Muckers, also known as ring toss (not to be confused with the ring toss carnival game) or circle horseshoes, is an outdoor game, commonly played at summer camps, in which players take turns throwing circular rings at a stick, standing about one foot high. It is a spin-off of Quoits and the popular horseshoes.

==Rules==

===Equipment===
Muckers games are played with rings (known in Muckers as "muckers") and poles.

====Muckers====
Muckers are typically 5 inches in diameter and are made of rubbery material.
Muckers games are played with two sets of two muckers.
Sets are differentiated by color.

====Poles====
Muckers games are played with two poles.
Sticks are usually wooden and they both stand about one foot high from the ground.

===Layouts===
Sticks are erected at ten to twenty feet from each other.

===Courts===
Courts can be on grass or sand.

===Gameplay===
Muckers games can be played with either two teams of two people or just two people.
Games are made up of rounds. A round is completed when both throwers on one side both throw two muckers. The throwers can throw the mucker from anywhere behind the pole. If a thrower's foot is in front of the pole, the opposing player(s) can call a foot fault, thereby revoking the thrower's throw. The thrower who scored in the preceding round, he (or his teammate) throws first in the next round. If neither thrower scored, the order in which the teams threw in the preceding round stays the same in the next round. There is no limit to the number of rounds in a game of muckers.

===Scoring===
Games are up to 21 points or 11 points.

Scoring Methods:
- When a mucker lands at the pole within the distance of a mucker, the thrower receives one point for his team.
- When a mucker is leaning on a pole while it is lying on another mucker and it is not touching the ground, the thrower receives two points. This Scoring method is called a floater.
- When a mucker is leaning (not just touching) on the pole, the thrower receives three points for his team. This scoring method is called a leaner.
- When a mucker lands on the pole, the thrower is awarded five points. This scoring method is called a mucker.
- When a mucker is hanging on the top of the pole and is not touching the ground, the thrower gets an automatic win (because it is so rare.) This scoring method is called a hanger.
- SPECIAL, when playing with rubber muckers, if the mucker is inverted to be a non-circular shape and a mucker is scored, the thrower is awarded eight points. This scoring method is called a potato mucker.

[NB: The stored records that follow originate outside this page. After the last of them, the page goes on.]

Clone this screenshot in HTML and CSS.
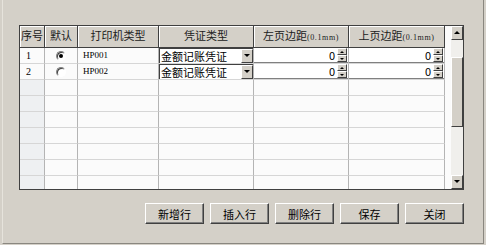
FILE: index.html
```html
<!DOCTYPE html>
<html lang="zh-CN">
<head>
  <meta charset="UTF-8" />
  <title>打印设置</title>
  <link rel="stylesheet" href="styles.css">
</head>
<body>
  <div class="window">
    <!-- grid -->
    <div class="grid">
      <div class="grid-body">
        <table class="sheet">
          <colgroup>
            <col class="c-no"><col class="c-def"><col class="c-prn"><col class="c-type"><col class="c-left"><col class="c-top">
          </colgroup>
          <thead>
            <tr>
              <th>序号</th>
              <th>默认</th>
              <th>打印机类型</th>
              <th>凭证类型</th>
              <th>左页边距<span class="unit">(0.1mm)</span></th>
              <th>上页边距<span class="unit">(0.1mm)</span></th>
            </tr>
          </thead>
          <tbody>
            <tr class="filled">
              <td class="no">1</td>
              <td class="center"><span class="radio checked"></span></td>
              <td class="code">HP001</td>
              <td class="edit"><div class="combo"><span class="combo-text">金额记账凭证</span><span class="drop"></span></div></td>
              <td class="edit"><div class="spin"><span class="spin-val">0</span><span class="spin-btns"><span class="up"></span><span class="down"></span></span></div></td>
              <td class="edit"><div class="spin"><span class="spin-val">0</span><span class="spin-btns"><span class="up"></span><span class="down"></span></span></div></td>
            </tr>
            <tr class="filled">
              <td class="no">2</td>
              <td class="center"><span class="radio"></span></td>
              <td class="code">HP002</td>
              <td class="edit"><div class="combo"><span class="combo-text">金额记账凭证</span><span class="drop"></span></div></td>
              <td class="edit"><div class="spin"><span class="spin-val">0</span><span class="spin-btns"><span class="up"></span><span class="down"></span></span></div></td>
              <td class="edit"><div class="spin"><span class="spin-val">0</span><span class="spin-btns"><span class="up"></span><span class="down"></span></span></div></td>
            </tr>
            <tr><td class="no"></td><td></td><td></td><td></td><td></td><td></td></tr>
            <tr><td class="no"></td><td></td><td></td><td></td><td></td><td></td></tr>
            <tr><td class="no"></td><td></td><td></td><td></td><td></td><td></td></tr>
            <tr><td class="no"></td><td></td><td></td><td></td><td></td><td></td></tr>
            <tr><td class="no"></td><td></td><td></td><td></td><td></td><td></td></tr>
            <tr><td class="no"></td><td></td><td></td><td></td><td></td><td></td></tr>
            <tr><td class="no"></td><td></td><td></td><td></td><td></td><td></td></tr>
            <tr><td class="no"></td><td></td><td></td><td></td><td></td><td></td></tr>
          </tbody>
        </table>
      </div>

      <!-- vertical scrollbar -->
      <div class="scrollbar">
        <div class="sb-btn"><span class="arrow-up"></span></div>
        <div class="sb-track short"></div>
        <div class="sb-thumb"></div>
        <div class="sb-track"></div>
        <div class="sb-btn"><span class="arrow-down"></span></div>
      </div>
    </div>

    <div class="actions">
      <button class="btn">新增行</button>
      <button class="btn">插入行</button>
      <button class="btn">删除行</button>
      <button class="btn">保存</button>
      <button class="btn">关闭</button>
    </div>
  </div>
</body>
</html>
```

FILE: styles.css
```css
body {
  margin: 0;
  background: #d4d0c8;
  font-family: "Noto Sans CJK SC", "Liberation Sans", sans-serif;
  font-size: 11px;
  color: #000;
}

.window {
  box-sizing: border-box;
  width: 482px;
  height: 244px;
  margin-left: 2px;
  padding: 25px 0 0 16px;
  border-left: 1px solid #e6e3dc;
  border-right: 1px solid #8a8780;
  border-bottom: 1px solid #8a8780;
}

.grid {
  box-sizing: border-box;
  width: 445px;
  height: 165px;
  border: 1px solid #404040;
  background: #fbfbfb;
  display: flex;
}

.grid-body {
  width: 431px;
  height: 163px;
  overflow: hidden;
}

.sheet {
  border-collapse: separate;
  border-spacing: 0;
  table-layout: fixed;
  width: 425px;
}

.c-no { width: 25px; }
.c-def { width: 33px; }
.c-prn { width: 81px; }
.c-type { width: 95px; }
.c-left { width: 95px; }
.c-top { width: 96px; }

.sheet th {
  height: 22px;
  padding: 0;
  background: #d4d0c8;
  font-weight: normal;
  color: #202020;
  border-right: 1px solid #404040;
  border-bottom: 1px solid #404040;
  box-shadow: inset 1px 1px 0 #fff;
  vertical-align: top;
  line-height: 14px;
  padding-top: 2px;
  box-sizing: border-box;
  white-space: nowrap;
  overflow: hidden;
}

.unit {
  font-family: "Liberation Serif", serif;
  font-size: 8px;
  letter-spacing: 0.6px;
}

.sheet td {
  height: 15px;
  padding: 0;
  border-right: 1px solid #b4b4b4;
  border-bottom: 1px solid #d6d6d6;
  line-height: 15px;
  white-space: nowrap;
  overflow: hidden;
}

.sheet td.no {
  background: #eef0f2;
  padding-left: 6px;
  font-family: "Liberation Serif", serif;
  font-size: 10px;
}

.filled td.no {
  background: #fbfbfb;
}

.center {
  text-align: center;
}

.code {
  padding-left: 5px !important;
  font-family: "Liberation Serif", serif;
  font-size: 9px;
}

.radio {
  display: inline-block;
  box-sizing: border-box;
  width: 10px;
  height: 10px;
  margin-top: 3px;
  vertical-align: top;
  border-radius: 50%;
  border: 1px solid;
  border-color: #808080 #fff #fff #808080;
  box-shadow: inset 1px 1px 0 #404040;
  background: #fff;
  position: relative;
}

.radio.checked::after {
  content: "";
  position: absolute;
  left: 2px;
  top: 2px;
  width: 4px;
  height: 4px;
  border-radius: 50%;
  background: #000;
}

.combo {
  display: flex;
  height: 15px;
  background: #fff;
  border-left: 1px solid #404040;
  border-top: 1px solid #404040;
  box-sizing: border-box;
}

.combo-text {
  flex: 1;
  padding-left: 1px;
  line-height: 14px;
}

.drop {
  box-sizing: border-box;
  width: 12px;
  height: 14px;
  background: #d4d0c8;
  border: 1px solid;
  border-color: #fff #404040 #404040 #fff;
  position: relative;
}

.drop::after {
  content: "";
  position: absolute;
  left: 2px;
  top: 4px;
  border-left: 3px solid transparent;
  border-right: 3px solid transparent;
  border-top: 3px solid #000;
}

.spin {
  display: flex;
  height: 15px;
  background: #fff;
  border-bottom: 1px solid #808080;
  box-sizing: border-box;
}

.spin-val {
  flex: 1;
  text-align: right;
  padding-right: 2px;
  line-height: 14px;
}

.spin-btns {
  width: 10px;
  display: flex;
  flex-direction: column;
  margin-right: 1px;
}

.spin-btns span {
  flex: 1;
  box-sizing: border-box;
  background: #d4d0c8;
  border: 1px solid;
  border-color: #fff #404040 #404040 #fff;
  position: relative;
}

.spin-btns .up::after,
.spin-btns .down::after {
  content: "";
  position: absolute;
  left: 2px;
  top: 2px;
  border-left: 2px solid transparent;
  border-right: 2px solid transparent;
}

.spin-btns .up::after { border-bottom: 2px solid #000; }
.spin-btns .down::after { border-top: 2px solid #000; }

.scrollbar {
  width: 12px;
  margin-left: auto;
  display: flex;
  flex-direction: column;
  background: #eeedea;
}

.sb-btn,
.sb-thumb {
  box-sizing: border-box;
  background: #d4d0c8;
  border: 1px solid;
  border-color: #fff #404040 #404040 #fff;
  position: relative;
}

.sb-btn {
  height: 14px;
}

.sb-track {
  flex: 1;
  background: #f0efec;
}

.sb-track.short {
  flex: 0 0 17px;
}

.sb-thumb {
  height: 70px;
}

.arrow-up,
.arrow-down {
  position: absolute;
  left: 2px;
  top: 4px;
  border-left: 3px solid transparent;
  border-right: 3px solid transparent;
}

.arrow-up { border-bottom: 3px solid #000; }
.arrow-down { border-top: 3px solid #000; }

.actions {
  display: flex;
  justify-content: flex-end;
  gap: 6px;
  width: 445px;
  margin-top: 13px;
}

.btn {
  box-sizing: border-box;
  width: 59px;
  height: 21px;
  padding: 0;
  font-family: "Noto Sans CJK SC", sans-serif;
  font-size: 11px;
  color: #000;
  background: #d4d0c8;
  border: 1px solid;
  border-color: #fff #404040 #404040 #fff;
  box-shadow: inset -1px -1px 0 #808080;
}
```
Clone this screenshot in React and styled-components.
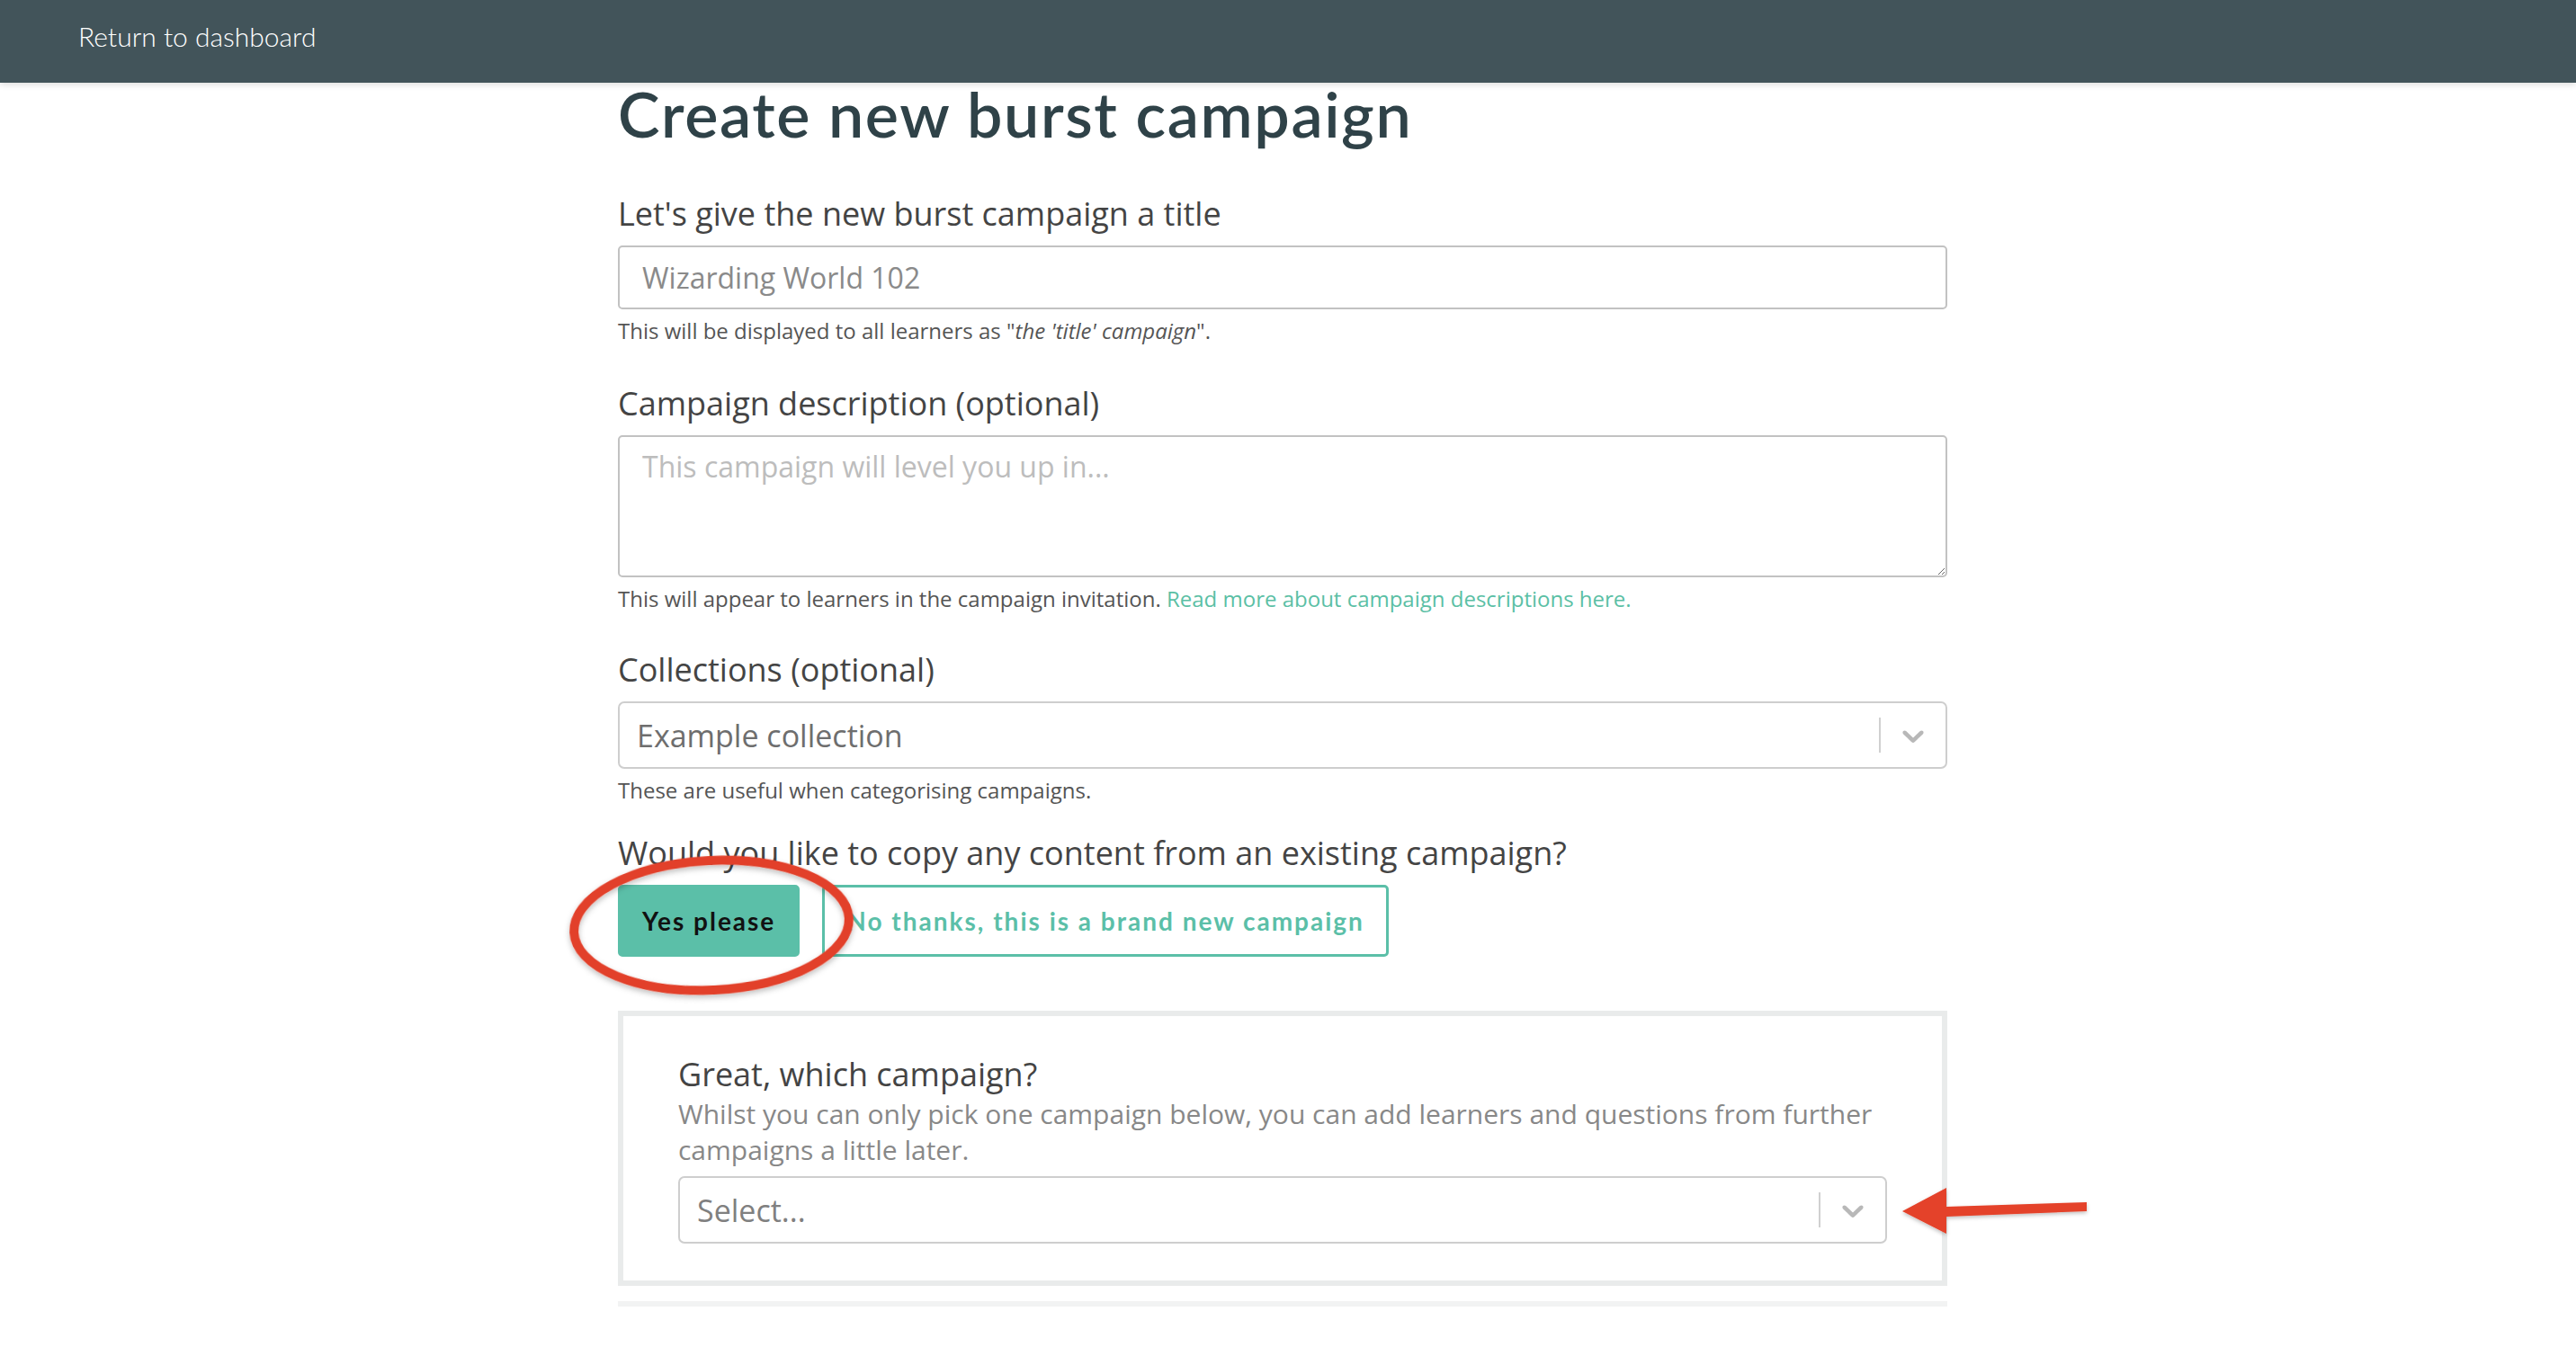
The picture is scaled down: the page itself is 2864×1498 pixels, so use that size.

In each round only one team can receive points.
- If a single point is scored by both teams, the closer mucker is the one which counts for points. If one team has the two closest muckers, then they receive two points. Although, if both teams muckers are touching the pole, no points are awarded.
- If a floater is scored by both teams, the higher mucker is the one which counts for points. If one team has the two highest muckers, then they receive four points. Although, if both teams muckers are at the same height, no points are awarded.
- If a leaner is scored by both teams, the higher mucker is the one which counts for points. If one team has the two highest muckers, then they receive six points. Although, if both teams muckers are at the same height, no points are awarded.
- If a mucker is scored by both teams, the one on top is the only which counts for points. However, there is a special rules for muckering on top of another mucker. When this happens the team with the one on top gets points for all muckered muckers. As an example, if there are two muckers 10 points are awarded.
Also, if two different valued scoring methods occur in the same round, the higher valued method is counted. As an example, if one team gets a leaner and the other a mucker, the team who threw the mucker is awarded the points.

==Terminology==

===Floater===

When a mucker is leaning on a pole while it is lying on another mucker and it is not touching the ground. This score is valued at two points.

===Hanger===

When a mucker is hanging on the top of the pole and is not touching the ground. This score gets an automatic win because it is so rare.

===Leaner===

When a mucker is leaning (not just touching) on the pole. This score is valued at three points.

===Mucker===

When a mucker lands on the pole. This score is valued at five points.

===Potato Mucker===

When playing with rubber muckers, if the mucker is inverted to be a non-circular shape and a mucker is scored. This score is valued at eight points.

===Skunk===

When playing to a round of 11, if the score is 7-0 the team with seven wins, automatically.
When playing to a round of 21, if the score is 9-0 or 11-1 the team with nine or eleven wins, automatically.

==Throwing styles==
All styles can be thrown with the right or the left hand

===Regular Throw===

The mucker is held with the four non-opposable fingers under the top of the mucker; it is thrown upwards with a slight flicking motion.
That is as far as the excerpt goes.